***** Data section *****
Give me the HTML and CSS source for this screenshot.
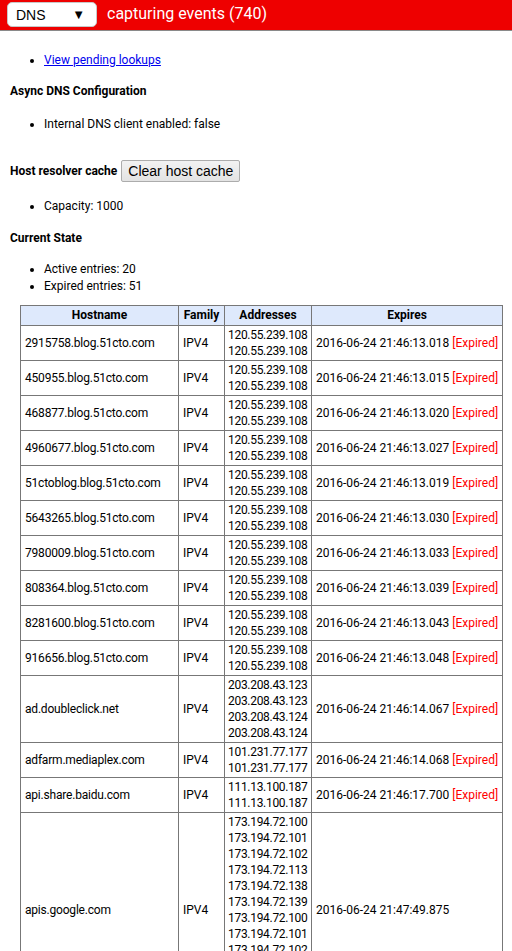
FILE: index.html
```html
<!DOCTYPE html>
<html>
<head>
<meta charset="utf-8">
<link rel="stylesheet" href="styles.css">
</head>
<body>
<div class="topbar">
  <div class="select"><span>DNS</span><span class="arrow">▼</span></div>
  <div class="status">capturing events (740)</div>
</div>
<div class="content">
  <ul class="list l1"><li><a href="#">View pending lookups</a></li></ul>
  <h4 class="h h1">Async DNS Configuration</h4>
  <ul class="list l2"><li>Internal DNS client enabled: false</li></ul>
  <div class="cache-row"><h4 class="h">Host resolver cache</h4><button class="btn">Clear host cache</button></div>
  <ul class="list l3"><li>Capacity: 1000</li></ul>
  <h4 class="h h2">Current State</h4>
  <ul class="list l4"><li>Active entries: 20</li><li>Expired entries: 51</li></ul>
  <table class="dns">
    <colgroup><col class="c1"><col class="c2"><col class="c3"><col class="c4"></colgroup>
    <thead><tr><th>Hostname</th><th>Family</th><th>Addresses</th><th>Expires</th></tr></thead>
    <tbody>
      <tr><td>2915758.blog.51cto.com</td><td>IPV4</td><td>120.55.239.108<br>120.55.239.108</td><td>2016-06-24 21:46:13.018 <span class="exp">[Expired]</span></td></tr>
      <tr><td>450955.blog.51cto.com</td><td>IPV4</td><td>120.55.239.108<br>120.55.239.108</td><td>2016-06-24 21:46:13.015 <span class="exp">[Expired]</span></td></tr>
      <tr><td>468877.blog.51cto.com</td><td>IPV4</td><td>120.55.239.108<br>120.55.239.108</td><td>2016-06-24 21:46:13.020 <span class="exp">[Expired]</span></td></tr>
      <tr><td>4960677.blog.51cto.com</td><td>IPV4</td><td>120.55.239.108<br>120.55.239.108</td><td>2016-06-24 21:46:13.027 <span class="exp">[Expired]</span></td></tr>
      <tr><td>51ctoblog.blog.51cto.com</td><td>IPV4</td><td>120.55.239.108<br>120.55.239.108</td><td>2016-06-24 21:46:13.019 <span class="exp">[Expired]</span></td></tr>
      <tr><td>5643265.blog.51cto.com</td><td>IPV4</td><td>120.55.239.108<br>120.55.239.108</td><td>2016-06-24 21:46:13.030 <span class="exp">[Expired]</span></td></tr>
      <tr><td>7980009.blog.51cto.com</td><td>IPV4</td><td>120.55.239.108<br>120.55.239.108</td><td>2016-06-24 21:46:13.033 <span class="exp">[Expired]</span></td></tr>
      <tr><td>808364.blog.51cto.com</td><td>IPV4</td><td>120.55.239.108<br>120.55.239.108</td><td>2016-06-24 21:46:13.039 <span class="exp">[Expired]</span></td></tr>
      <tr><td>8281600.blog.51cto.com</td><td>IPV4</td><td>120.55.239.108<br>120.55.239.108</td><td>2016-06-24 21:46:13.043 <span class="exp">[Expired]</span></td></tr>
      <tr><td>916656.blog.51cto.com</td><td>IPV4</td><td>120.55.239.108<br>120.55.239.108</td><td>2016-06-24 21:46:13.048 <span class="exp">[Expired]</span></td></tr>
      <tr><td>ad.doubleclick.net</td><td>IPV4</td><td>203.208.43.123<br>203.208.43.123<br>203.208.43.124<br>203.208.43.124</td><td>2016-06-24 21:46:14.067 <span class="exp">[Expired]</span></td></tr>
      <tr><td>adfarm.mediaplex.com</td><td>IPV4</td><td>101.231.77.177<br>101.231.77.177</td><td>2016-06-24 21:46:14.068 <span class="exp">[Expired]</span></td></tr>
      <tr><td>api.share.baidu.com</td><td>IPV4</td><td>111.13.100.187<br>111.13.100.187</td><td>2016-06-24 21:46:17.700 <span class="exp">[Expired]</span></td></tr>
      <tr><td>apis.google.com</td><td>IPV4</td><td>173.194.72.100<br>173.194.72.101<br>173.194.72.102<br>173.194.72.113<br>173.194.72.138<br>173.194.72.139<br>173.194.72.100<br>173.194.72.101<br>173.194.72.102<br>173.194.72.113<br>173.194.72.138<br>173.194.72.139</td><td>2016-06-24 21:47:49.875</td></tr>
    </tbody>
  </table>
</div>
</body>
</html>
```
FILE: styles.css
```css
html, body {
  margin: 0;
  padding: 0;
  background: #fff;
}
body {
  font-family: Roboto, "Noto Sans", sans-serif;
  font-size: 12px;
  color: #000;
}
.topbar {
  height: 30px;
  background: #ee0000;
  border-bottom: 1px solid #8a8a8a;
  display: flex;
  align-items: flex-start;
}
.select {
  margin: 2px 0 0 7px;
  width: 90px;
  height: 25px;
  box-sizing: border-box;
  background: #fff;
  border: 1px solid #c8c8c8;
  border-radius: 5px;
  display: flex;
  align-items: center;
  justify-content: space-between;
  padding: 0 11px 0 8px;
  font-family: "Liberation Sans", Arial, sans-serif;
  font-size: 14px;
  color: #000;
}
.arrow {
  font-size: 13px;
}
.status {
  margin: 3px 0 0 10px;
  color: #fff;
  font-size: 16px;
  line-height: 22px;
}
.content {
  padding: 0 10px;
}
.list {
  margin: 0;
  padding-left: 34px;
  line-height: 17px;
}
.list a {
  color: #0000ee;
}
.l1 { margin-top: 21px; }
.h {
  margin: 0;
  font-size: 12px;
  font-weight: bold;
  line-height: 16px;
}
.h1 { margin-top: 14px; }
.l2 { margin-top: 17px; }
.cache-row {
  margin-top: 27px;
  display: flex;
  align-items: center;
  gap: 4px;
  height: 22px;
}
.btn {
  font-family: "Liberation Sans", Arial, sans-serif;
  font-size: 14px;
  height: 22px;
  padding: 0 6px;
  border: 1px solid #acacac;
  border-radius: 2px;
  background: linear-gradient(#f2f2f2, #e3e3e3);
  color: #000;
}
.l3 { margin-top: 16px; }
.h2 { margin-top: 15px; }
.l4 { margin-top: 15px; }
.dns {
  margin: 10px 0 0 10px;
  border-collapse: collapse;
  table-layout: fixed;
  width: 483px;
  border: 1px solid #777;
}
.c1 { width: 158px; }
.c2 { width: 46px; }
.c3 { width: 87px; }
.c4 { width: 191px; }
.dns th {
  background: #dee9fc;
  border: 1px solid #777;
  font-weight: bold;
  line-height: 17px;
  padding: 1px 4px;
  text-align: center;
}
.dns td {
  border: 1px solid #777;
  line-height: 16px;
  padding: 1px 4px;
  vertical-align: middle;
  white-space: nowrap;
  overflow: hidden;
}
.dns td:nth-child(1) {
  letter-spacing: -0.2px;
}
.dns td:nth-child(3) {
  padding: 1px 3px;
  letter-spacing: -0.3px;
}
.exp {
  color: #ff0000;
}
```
*****
• [Exercise description]: Quote everything in the listing above exactly; pictures are the only thing to omit.

• [Response to this task]:
Give me the HTML and CSS source for this screenshot.
FILE: index.html
```html
<!DOCTYPE html>
<html>
<head>
<meta charset="utf-8">
<link rel="stylesheet" href="styles.css">
</head>
<body>
<div class="topbar">
  <div class="select"><span>DNS</span><span class="arrow">▼</span></div>
  <div class="status">capturing events (740)</div>
</div>
<div class="content">
  <ul class="list l1"><li><a href="#">View pending lookups</a></li></ul>
  <h4 class="h h1">Async DNS Configuration</h4>
  <ul class="list l2"><li>Internal DNS client enabled: false</li></ul>
  <div class="cache-row"><h4 class="h">Host resolver cache</h4><button class="btn">Clear host cache</button></div>
  <ul class="list l3"><li>Capacity: 1000</li></ul>
  <h4 class="h h2">Current State</h4>
  <ul class="list l4"><li>Active entries: 20</li><li>Expired entries: 51</li></ul>
  <table class="dns">
    <colgroup><col class="c1"><col class="c2"><col class="c3"><col class="c4"></colgroup>
    <thead><tr><th>Hostname</th><th>Family</th><th>Addresses</th><th>Expires</th></tr></thead>
    <tbody>
      <tr><td>2915758.blog.51cto.com</td><td>IPV4</td><td>120.55.239.108<br>120.55.239.108</td><td>2016-06-24 21:46:13.018 <span class="exp">[Expired]</span></td></tr>
      <tr><td>450955.blog.51cto.com</td><td>IPV4</td><td>120.55.239.108<br>120.55.239.108</td><td>2016-06-24 21:46:13.015 <span class="exp">[Expired]</span></td></tr>
      <tr><td>468877.blog.51cto.com</td><td>IPV4</td><td>120.55.239.108<br>120.55.239.108</td><td>2016-06-24 21:46:13.020 <span class="exp">[Expired]</span></td></tr>
      <tr><td>4960677.blog.51cto.com</td><td>IPV4</td><td>120.55.239.108<br>120.55.239.108</td><td>2016-06-24 21:46:13.027 <span class="exp">[Expired]</span></td></tr>
      <tr><td>51ctoblog.blog.51cto.com</td><td>IPV4</td><td>120.55.239.108<br>120.55.239.108</td><td>2016-06-24 21:46:13.019 <span class="exp">[Expired]</span></td></tr>
      <tr><td>5643265.blog.51cto.com</td><td>IPV4</td><td>120.55.239.108<br>120.55.239.108</td><td>2016-06-24 21:46:13.030 <span class="exp">[Expired]</span></td></tr>
      <tr><td>7980009.blog.51cto.com</td><td>IPV4</td><td>120.55.239.108<br>120.55.239.108</td><td>2016-06-24 21:46:13.033 <span class="exp">[Expired]</span></td></tr>
      <tr><td>808364.blog.51cto.com</td><td>IPV4</td><td>120.55.239.108<br>120.55.239.108</td><td>2016-06-24 21:46:13.039 <span class="exp">[Expired]</span></td></tr>
      <tr><td>8281600.blog.51cto.com</td><td>IPV4</td><td>120.55.239.108<br>120.55.239.108</td><td>2016-06-24 21:46:13.043 <span class="exp">[Expired]</span></td></tr>
      <tr><td>916656.blog.51cto.com</td><td>IPV4</td><td>120.55.239.108<br>120.55.239.108</td><td>2016-06-24 21:46:13.048 <span class="exp">[Expired]</span></td></tr>
      <tr><td>ad.doubleclick.net</td><td>IPV4</td><td>203.208.43.123<br>203.208.43.123<br>203.208.43.124<br>203.208.43.124</td><td>2016-06-24 21:46:14.067 <span class="exp">[Expired]</span></td></tr>
      <tr><td>adfarm.mediaplex.com</td><td>IPV4</td><td>101.231.77.177<br>101.231.77.177</td><td>2016-06-24 21:46:14.068 <span class="exp">[Expired]</span></td></tr>
      <tr><td>api.share.baidu.com</td><td>IPV4</td><td>111.13.100.187<br>111.13.100.187</td><td>2016-06-24 21:46:17.700 <span class="exp">[Expired]</span></td></tr>
      <tr><td>apis.google.com</td><td>IPV4</td><td>173.194.72.100<br>173.194.72.101<br>173.194.72.102<br>173.194.72.113<br>173.194.72.138<br>173.194.72.139<br>173.194.72.100<br>173.194.72.101<br>173.194.72.102<br>173.194.72.113<br>173.194.72.138<br>173.194.72.139</td><td>2016-06-24 21:47:49.875</td></tr>
    </tbody>
  </table>
</div>
</body>
</html>
```
FILE: styles.css
```css
html, body {
  margin: 0;
  padding: 0;
  background: #fff;
}
body {
  font-family: Roboto, "Noto Sans", sans-serif;
  font-size: 12px;
  color: #000;
}
.topbar {
  height: 30px;
  background: #ee0000;
  border-bottom: 1px solid #8a8a8a;
  display: flex;
  align-items: flex-start;
}
.select {
  margin: 2px 0 0 7px;
  width: 90px;
  height: 25px;
  box-sizing: border-box;
  background: #fff;
  border: 1px solid #c8c8c8;
  border-radius: 5px;
  display: flex;
  align-items: center;
  justify-content: space-between;
  padding: 0 11px 0 8px;
  font-family: "Liberation Sans", Arial, sans-serif;
  font-size: 14px;
  color: #000;
}
.arrow {
  font-size: 13px;
}
.status {
  margin: 3px 0 0 10px;
  color: #fff;
  font-size: 16px;
  line-height: 22px;
}
.content {
  padding: 0 10px;
}
.list {
  margin: 0;
  padding-left: 34px;
  line-height: 17px;
}
.list a {
  color: #0000ee;
}
.l1 { margin-top: 21px; }
.h {
  margin: 0;
  font-size: 12px;
  font-weight: bold;
  line-height: 16px;
}
.h1 { margin-top: 14px; }
.l2 { margin-top: 17px; }
.cache-row {
  margin-top: 27px;
  display: flex;
  align-items: center;
  gap: 4px;
  height: 22px;
}
.btn {
  font-family: "Liberation Sans", Arial, sans-serif;
  font-size: 14px;
  height: 22px;
  padding: 0 6px;
  border: 1px solid #acacac;
  border-radius: 2px;
  background: linear-gradient(#f2f2f2, #e3e3e3);
  color: #000;
}
.l3 { margin-top: 16px; }
.h2 { margin-top: 15px; }
.l4 { margin-top: 15px; }
.dns {
  margin: 10px 0 0 10px;
  border-collapse: collapse;
  table-layout: fixed;
  width: 483px;
  border: 1px solid #777;
}
.c1 { width: 158px; }
.c2 { width: 46px; }
.c3 { width: 87px; }
.c4 { width: 191px; }
.dns th {
  background: #dee9fc;
  border: 1px solid #777;
  font-weight: bold;
  line-height: 17px;
  padding: 1px 4px;
  text-align: center;
}
.dns td {
  border: 1px solid #777;
  line-height: 16px;
  padding: 1px 4px;
  vertical-align: middle;
  white-space: nowrap;
  overflow: hidden;
}
.dns td:nth-child(1) {
  letter-spacing: -0.2px;
}
.dns td:nth-child(3) {
  padding: 1px 3px;
  letter-spacing: -0.3px;
}
.exp {
  color: #ff0000;
}
```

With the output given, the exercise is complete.